Congratulations to Fengjie Liu!

Fengjie Liu passed her viva with no corrections - congratulations from everyone at CERIC!

Title: ‘Resolving and Preventing Workers’ Collective Actions: A Typological Analysis of Government Strategies towards Labour Disputes in China’
 
Abstract: The thesis examines the Chinese state’s strategies for resolving and preventing collective labour disputes. Key findings of the thesis are threefold. Firstly, focusing on workers’ demands, the thesis identified three types of collective labour disputes in China: disputes over unpaid wages (UW); disputes over compensation at the termination of employment (CTE); and disputes over better working conditions (BWC). Each type of dispute is characterised by workers’ different cognitive liberation, interests, organisation, mobilisation patterns, and forms of collective actions. Secondly, administrative and legal measures, evaluative mediation, and facilitative mediation are three key strategies taken by the Chinese state to resolve UW, CTE and BWC disputes, respectively.
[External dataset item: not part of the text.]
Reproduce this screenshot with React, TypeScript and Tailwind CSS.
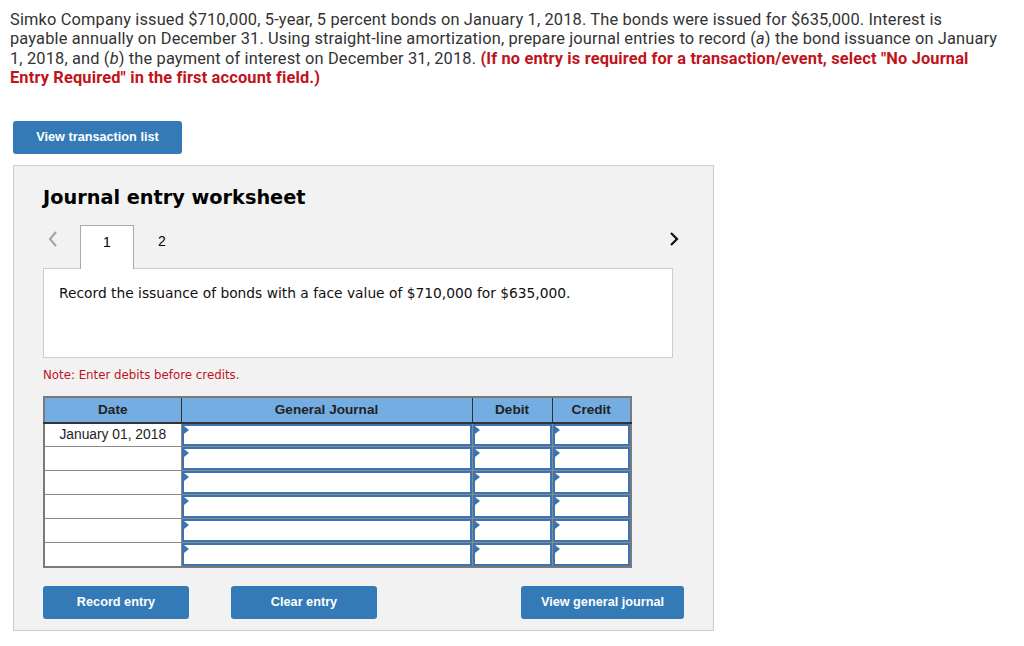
import React from 'react';

const blueBtn =
  'bg-[#337ab7] text-white font-bold text-[12.7px] rounded-[3px] h-[33px] flex items-center justify-center';

const InputCell: React.FC = () => (
  <td className="p-0 h-[24px] border border-[#8a8a8a] bg-white">
    <div className="relative h-full border-2 border-[#3b74b1] bg-white">
      <span className="absolute left-0 top-0 w-0 h-0 border-t-[4px] border-b-[4px] border-l-[5px] border-t-transparent border-b-transparent border-l-[#3b74b1]" />
    </div>
  </td>
);

const App: React.FC = () => {
  const rows = ['January 01, 2018', '', '', '', '', ''];

  return (
    <div className="w-[1024px] h-[646px] bg-white overflow-hidden">
      <p
        className="pl-[10px] pt-[10px] text-[16.4px] leading-[19.3px] tracking-[0.15px] text-[#333] whitespace-nowrap"
        style={{ fontFamily: 'Roboto, "Open Sans", sans-serif' }}
      >
        Simko Company issued $710,000, 5-year, 5 percent bonds on January 1, 2018. The bonds were issued for $635,000. Interest is
        <br />
        payable annually on December 31. Using straight-line amortization, prepare journal entries to record (<i>a</i>) the bond issuance on January
        <br />
        1, 2018, and (<i>b</i>) the payment of interest on December 31, 2018.{' '}
        <b className="text-[#c0141c]">
          (If no entry is required for a transaction/event, select "No Journal
          <br />
          Entry Required" in the first account field.)
        </b>
      </p>

      <div className="pl-[13px] pt-[34px]" style={{ fontFamily: '"Liberation Sans", Arial, sans-serif' }}>
        <button className={`${blueBtn} w-[169px]`}>View transaction list</button>
      </div>

      <div className="ml-[13px] mt-[11px] w-[701px] h-[466px] bg-[#f2f2f2] border border-[#cccccc] pl-[29px] pt-[20px]">
        <h2
          className="text-[19.3px] font-bold text-black leading-[24px]"
          style={{ fontFamily: '"DejaVu Sans", Verdana, sans-serif' }}
        >
          Journal entry worksheet
        </h2>

        <div
          className="mt-[14px] w-[630px] flex items-end h-[44px] relative"
          style={{ fontFamily: '"Liberation Sans", Arial, sans-serif' }}
        >
          <span className="w-[37px] h-full flex items-center pl-[4px] pb-[14px]">
            <svg width="12" height="18" viewBox="0 0 12 18">
              <path d="M9 2 L3 9 L9 16" fill="none" stroke="#a3a3a3" strokeWidth="2" />
            </svg>
          </span>
          <div className="w-[54px] h-[44px] bg-white border border-b-0 border-[#a9a9a9] flex justify-center pt-[6px] text-[14px] text-black -mb-[1px] relative z-10">
            1
          </div>
          <div className="w-[56px] h-full flex justify-center pt-[7px] text-[14px] text-black">2</div>
          <span className="ml-auto mr-[-7px] h-full flex items-center pb-[14px]">
            <svg width="12" height="18" viewBox="0 0 12 18">
              <path d="M3 3 L9 9 L3 15" fill="none" stroke="#111" strokeWidth="2.2" />
            </svg>
          </span>
        </div>

        <div
          className="w-[630px] h-[90px] bg-white border border-[#cccccc] pl-[15px] pt-[14px] text-[13.8px] text-[#111]"
          style={{ fontFamily: '"DejaVu Sans", Verdana, sans-serif' }}
        >
          Record the issuance of bonds with a face value of $710,000 for $635,000.
        </div>

        <p
          className="mt-[9px] text-[11.8px] text-[#c0141c]"
          style={{ fontFamily: '"DejaVu Sans", Verdana, sans-serif' }}
        >
          Note: Enter debits before credits.
        </p>

        <table
          className="mt-[11px] border-collapse border-2 border-[#7a7a7a] table-fixed"
          style={{ fontFamily: '"Liberation Sans", Arial, sans-serif', width: 587 }}
        >
          <colgroup>
            <col className="w-[137px]" />
            <col className="w-[291px]" />
            <col className="w-[80px]" />
            <col className="w-[79px]" />
          </colgroup>
          <thead>
            <tr className="bg-[#74ade2] h-[26px] text-[13.6px] font-bold text-[#222]">
              <th className="border border-[#333] border-b-2 font-bold">Date</th>
              <th className="border border-[#333] border-b-2 font-bold">General Journal</th>
              <th className="border border-[#333] border-b-2 font-bold">Debit</th>
              <th className="border border-[#333] border-b-2 font-bold">Credit</th>
            </tr>
          </thead>
          <tbody>
            {rows.map((d, i) => (
              <tr key={i} className="h-[24px]">
                <td className="border border-[#8a8a8a] bg-white text-center text-[13.8px] text-[#222] p-0">{d}</td>
                <InputCell />
                <InputCell />
                <InputCell />
              </tr>
            ))}
          </tbody>
        </table>

        <div
          className="mt-[18px] flex w-[641px]"
          style={{ fontFamily: '"Liberation Sans", Arial, sans-serif' }}
        >
          <button className={`${blueBtn} w-[146px]`}>Record entry</button>
          <button className={`${blueBtn} w-[146px] ml-[42px]`}>Clear entry</button>
          <button className={`${blueBtn} w-[163px] ml-auto`}>View general journal</button>
        </div>
      </div>
    </div>
  );
};

export default App;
Moreover, the Chinese state has been shifting its UW dispute prevention strategy from ‘formalistic’ to effective prevention, while most of its CTE and BWC dispute prevention measures (mainly, collective consultation and tripartite consultation) are implemented in a ‘formalistic’ manner. Finally, the thesis argues that the Chinese state’s choice of dispute resolution and prevention strategies is significantly influenced by the nature of workers’ collective actions and the state’s logic of balancing priorities between economic growth and social stability.

Fengjie was supervised by Professor Mark Stuart and Dr Charles Umney.